§ AIM
Return all lines from the listing below in which the string "React" occurs.

§ GIVEN MATERIAL
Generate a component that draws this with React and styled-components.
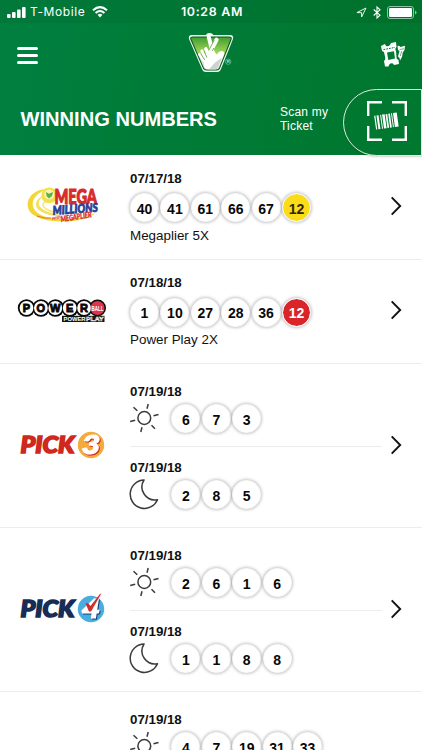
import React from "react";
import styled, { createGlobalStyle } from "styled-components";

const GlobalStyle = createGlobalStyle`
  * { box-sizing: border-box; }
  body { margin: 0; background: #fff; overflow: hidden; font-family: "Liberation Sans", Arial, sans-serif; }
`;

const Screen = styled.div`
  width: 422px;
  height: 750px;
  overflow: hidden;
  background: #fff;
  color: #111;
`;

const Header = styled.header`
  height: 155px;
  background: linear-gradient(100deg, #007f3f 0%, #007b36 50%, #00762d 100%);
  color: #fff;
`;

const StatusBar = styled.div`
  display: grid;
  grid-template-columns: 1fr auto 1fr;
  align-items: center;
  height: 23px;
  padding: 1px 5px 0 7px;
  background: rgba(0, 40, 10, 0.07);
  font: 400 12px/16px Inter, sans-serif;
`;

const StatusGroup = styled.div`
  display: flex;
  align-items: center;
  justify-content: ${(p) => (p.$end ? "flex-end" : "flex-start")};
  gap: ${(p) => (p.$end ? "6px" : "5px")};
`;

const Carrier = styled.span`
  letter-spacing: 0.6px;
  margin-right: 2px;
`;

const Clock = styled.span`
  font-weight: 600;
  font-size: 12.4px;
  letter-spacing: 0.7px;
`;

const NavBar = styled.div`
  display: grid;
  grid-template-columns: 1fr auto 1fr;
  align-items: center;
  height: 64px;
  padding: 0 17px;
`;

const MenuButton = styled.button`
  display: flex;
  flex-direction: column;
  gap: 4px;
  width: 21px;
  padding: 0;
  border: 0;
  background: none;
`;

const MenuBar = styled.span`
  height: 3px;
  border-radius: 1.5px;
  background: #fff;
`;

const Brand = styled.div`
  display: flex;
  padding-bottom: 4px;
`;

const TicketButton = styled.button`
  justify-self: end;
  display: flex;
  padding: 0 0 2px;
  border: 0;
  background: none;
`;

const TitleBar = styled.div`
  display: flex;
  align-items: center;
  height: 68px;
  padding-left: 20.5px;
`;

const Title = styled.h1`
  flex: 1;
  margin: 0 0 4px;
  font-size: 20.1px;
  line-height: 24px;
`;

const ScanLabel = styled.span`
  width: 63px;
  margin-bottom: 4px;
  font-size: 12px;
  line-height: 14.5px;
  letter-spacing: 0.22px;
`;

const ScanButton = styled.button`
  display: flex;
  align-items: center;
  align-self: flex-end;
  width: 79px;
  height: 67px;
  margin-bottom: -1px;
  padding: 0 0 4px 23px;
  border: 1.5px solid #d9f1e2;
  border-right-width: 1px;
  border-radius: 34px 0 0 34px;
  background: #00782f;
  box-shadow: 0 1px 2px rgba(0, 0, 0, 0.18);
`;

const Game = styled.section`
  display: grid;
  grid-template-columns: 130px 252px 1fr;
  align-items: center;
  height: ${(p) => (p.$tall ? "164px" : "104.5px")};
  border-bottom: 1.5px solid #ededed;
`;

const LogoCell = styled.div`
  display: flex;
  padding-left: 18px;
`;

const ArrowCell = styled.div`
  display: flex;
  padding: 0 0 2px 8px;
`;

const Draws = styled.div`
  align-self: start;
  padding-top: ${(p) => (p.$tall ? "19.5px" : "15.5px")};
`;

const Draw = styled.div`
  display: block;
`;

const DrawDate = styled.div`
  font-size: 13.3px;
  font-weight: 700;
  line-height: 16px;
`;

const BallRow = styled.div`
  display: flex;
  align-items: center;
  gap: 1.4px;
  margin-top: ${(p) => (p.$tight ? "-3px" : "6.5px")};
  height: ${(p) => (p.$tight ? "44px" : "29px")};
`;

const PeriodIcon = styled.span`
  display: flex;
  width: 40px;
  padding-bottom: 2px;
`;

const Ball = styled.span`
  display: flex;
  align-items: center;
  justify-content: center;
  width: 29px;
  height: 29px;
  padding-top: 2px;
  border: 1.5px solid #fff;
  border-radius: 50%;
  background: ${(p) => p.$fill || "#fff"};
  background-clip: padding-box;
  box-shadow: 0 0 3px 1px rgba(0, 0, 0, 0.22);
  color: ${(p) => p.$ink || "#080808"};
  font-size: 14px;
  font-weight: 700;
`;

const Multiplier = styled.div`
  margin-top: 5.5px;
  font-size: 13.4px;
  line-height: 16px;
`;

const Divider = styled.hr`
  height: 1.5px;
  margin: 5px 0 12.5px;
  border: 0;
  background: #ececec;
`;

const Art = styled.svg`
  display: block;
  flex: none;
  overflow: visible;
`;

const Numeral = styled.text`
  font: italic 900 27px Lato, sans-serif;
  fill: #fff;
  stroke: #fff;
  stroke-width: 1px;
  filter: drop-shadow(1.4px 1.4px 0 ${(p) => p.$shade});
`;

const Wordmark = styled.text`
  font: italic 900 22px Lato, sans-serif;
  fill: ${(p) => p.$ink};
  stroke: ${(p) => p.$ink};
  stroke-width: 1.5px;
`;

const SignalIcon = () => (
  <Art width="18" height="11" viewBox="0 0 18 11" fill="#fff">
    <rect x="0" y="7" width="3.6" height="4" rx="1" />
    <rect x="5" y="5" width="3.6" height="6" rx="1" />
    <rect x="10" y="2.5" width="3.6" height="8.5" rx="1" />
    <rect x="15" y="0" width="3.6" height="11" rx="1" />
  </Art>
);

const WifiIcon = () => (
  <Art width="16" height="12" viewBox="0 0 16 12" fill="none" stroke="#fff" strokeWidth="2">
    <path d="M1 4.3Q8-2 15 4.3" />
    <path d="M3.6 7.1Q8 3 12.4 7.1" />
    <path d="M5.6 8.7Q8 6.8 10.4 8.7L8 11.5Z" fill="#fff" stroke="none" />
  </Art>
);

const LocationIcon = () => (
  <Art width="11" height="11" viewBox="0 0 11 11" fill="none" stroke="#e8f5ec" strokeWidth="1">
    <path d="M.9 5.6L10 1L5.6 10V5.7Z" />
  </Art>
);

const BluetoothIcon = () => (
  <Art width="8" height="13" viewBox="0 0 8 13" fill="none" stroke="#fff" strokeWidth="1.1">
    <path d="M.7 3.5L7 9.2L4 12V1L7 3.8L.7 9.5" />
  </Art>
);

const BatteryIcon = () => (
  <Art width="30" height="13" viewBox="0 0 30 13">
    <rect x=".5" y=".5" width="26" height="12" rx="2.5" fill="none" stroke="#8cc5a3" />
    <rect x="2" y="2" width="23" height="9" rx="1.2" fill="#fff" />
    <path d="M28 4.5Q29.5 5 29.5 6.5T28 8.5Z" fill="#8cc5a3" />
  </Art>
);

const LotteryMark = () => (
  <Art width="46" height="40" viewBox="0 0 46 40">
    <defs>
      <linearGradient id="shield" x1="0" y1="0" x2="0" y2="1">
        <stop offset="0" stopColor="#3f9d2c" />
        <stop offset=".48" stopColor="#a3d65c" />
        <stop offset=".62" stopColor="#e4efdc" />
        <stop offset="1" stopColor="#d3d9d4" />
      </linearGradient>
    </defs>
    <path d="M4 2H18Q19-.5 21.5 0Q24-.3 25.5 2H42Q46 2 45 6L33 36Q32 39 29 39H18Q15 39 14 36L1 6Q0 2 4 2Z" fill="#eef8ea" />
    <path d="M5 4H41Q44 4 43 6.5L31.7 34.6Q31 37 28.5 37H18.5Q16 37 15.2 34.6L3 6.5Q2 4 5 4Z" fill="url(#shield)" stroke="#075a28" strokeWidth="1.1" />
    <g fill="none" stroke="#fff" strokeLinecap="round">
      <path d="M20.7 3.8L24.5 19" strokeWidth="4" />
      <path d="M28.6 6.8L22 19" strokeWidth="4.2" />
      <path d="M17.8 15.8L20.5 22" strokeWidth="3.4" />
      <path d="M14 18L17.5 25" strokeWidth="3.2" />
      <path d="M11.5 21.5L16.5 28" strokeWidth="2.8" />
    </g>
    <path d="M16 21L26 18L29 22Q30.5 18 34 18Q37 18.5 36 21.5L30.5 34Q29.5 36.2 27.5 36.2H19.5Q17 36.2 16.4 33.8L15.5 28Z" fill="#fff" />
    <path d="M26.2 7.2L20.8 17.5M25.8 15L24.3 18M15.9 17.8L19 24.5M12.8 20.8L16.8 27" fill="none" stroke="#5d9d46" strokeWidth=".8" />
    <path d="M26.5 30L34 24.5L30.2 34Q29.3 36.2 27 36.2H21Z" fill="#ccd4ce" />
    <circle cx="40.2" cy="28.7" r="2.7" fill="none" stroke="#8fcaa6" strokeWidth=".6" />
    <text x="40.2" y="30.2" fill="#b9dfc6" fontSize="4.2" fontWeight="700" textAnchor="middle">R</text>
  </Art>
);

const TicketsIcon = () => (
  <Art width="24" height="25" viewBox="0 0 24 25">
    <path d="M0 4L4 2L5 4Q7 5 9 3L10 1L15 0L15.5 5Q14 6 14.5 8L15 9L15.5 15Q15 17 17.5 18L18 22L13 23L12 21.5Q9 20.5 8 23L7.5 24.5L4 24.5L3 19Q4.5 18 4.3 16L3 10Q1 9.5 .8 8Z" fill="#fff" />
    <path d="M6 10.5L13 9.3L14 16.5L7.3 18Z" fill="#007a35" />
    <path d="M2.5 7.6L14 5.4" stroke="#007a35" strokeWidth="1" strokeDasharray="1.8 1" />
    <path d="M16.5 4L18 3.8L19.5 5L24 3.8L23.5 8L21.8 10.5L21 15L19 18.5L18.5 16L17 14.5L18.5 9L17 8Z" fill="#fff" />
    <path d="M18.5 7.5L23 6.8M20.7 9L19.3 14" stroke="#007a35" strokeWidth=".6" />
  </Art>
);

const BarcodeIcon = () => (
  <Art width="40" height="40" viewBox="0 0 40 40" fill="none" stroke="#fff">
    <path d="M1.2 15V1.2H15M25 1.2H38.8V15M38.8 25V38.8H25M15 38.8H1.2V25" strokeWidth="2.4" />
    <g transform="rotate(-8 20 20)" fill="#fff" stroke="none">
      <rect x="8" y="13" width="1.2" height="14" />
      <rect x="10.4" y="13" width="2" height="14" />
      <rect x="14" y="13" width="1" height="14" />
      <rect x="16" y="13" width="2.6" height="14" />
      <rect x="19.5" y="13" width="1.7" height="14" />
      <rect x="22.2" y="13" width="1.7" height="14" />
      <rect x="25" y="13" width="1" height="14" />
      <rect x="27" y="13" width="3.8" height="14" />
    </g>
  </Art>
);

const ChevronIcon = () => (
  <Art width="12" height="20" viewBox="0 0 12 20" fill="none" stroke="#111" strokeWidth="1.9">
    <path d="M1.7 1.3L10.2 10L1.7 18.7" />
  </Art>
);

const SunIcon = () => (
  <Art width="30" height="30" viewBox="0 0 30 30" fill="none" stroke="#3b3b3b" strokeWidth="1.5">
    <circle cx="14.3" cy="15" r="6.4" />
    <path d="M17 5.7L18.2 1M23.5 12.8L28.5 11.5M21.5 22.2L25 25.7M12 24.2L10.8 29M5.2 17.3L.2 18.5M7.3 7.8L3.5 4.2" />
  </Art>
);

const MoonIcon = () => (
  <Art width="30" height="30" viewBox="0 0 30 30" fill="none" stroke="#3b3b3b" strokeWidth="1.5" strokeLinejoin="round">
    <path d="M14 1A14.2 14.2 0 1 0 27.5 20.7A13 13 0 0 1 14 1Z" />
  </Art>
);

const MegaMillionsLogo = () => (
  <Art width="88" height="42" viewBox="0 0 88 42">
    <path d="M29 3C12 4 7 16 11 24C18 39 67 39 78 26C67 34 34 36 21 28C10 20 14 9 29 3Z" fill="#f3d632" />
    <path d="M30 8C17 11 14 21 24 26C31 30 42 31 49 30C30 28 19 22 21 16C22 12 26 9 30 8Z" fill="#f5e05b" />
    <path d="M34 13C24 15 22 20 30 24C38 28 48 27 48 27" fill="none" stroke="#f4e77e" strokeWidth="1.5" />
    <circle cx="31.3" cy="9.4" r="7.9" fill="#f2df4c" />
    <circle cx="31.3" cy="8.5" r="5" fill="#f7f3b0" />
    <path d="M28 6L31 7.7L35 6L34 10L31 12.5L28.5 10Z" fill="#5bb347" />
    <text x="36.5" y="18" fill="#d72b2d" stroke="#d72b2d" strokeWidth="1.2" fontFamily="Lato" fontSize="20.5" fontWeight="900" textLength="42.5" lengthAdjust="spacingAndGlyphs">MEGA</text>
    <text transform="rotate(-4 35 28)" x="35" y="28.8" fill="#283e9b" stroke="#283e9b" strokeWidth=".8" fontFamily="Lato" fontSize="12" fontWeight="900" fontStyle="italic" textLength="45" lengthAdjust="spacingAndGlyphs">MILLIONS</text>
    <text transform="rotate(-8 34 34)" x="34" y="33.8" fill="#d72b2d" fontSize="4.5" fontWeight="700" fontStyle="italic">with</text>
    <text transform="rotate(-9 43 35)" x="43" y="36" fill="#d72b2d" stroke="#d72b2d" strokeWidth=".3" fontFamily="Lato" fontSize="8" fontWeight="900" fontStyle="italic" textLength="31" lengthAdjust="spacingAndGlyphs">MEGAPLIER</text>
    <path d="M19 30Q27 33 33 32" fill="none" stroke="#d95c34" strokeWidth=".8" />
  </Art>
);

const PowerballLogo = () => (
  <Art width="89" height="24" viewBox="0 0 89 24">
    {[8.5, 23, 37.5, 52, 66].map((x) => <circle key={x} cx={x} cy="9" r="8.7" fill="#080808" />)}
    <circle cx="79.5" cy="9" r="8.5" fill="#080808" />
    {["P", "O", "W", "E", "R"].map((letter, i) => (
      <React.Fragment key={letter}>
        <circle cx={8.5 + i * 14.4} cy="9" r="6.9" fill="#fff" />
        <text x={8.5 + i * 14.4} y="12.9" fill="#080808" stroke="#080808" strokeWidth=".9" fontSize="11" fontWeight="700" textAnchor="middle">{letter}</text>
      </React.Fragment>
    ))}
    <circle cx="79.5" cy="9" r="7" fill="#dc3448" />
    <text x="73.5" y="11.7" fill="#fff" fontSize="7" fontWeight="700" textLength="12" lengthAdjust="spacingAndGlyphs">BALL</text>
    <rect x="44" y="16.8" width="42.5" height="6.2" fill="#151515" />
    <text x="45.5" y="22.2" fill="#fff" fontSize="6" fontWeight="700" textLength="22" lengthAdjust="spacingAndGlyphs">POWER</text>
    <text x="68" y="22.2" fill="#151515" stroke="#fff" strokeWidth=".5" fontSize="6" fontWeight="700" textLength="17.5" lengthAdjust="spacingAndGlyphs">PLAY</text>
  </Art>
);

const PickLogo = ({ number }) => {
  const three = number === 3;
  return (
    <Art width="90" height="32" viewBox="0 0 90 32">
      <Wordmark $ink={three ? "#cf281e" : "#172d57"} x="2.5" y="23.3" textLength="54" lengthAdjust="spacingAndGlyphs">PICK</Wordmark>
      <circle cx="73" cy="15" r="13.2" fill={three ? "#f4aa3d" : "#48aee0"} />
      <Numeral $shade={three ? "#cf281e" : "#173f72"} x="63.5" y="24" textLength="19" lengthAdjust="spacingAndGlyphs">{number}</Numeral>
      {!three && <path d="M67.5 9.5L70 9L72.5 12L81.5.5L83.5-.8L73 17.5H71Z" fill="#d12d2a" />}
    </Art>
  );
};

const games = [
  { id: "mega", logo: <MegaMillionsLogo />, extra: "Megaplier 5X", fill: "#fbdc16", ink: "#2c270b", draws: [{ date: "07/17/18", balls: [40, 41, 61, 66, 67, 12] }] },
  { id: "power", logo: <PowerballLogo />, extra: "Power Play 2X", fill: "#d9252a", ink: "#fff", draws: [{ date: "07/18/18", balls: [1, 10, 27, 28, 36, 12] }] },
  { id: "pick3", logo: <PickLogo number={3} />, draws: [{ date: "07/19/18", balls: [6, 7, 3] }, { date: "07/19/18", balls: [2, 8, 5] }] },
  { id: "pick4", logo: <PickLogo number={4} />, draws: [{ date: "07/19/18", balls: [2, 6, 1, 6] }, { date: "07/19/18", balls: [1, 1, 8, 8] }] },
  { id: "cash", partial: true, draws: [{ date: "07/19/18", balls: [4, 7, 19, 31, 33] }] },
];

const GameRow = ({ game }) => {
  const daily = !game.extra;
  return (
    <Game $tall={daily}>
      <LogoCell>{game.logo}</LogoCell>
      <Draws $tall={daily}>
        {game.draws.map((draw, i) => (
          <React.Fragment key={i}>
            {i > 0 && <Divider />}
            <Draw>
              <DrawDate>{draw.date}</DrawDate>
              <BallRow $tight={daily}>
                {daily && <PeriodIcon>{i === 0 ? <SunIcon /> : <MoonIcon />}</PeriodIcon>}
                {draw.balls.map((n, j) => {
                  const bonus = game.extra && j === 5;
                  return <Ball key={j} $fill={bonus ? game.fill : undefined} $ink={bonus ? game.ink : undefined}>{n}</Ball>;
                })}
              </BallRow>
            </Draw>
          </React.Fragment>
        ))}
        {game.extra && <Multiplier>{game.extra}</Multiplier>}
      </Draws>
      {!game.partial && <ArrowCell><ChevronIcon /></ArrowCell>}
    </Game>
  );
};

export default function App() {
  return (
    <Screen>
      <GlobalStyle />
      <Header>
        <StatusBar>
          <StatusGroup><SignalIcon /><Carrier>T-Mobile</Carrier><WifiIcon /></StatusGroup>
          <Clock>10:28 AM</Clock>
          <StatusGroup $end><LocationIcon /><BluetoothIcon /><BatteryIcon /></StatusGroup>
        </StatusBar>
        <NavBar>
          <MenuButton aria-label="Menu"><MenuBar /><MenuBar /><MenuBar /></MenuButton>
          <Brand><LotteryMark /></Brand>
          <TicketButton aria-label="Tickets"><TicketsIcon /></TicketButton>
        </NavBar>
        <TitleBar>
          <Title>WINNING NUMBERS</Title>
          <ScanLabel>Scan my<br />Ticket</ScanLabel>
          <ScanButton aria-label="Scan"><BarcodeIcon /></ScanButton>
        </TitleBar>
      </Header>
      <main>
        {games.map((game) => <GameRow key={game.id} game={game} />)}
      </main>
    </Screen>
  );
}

§ TASK SOLUTION
Generate a component that draws this with React and styled-components.
import React from "react";
      <React.Fragment key={letter}>
      </React.Fragment>
          <React.Fragment key={i}>
          </React.Fragment>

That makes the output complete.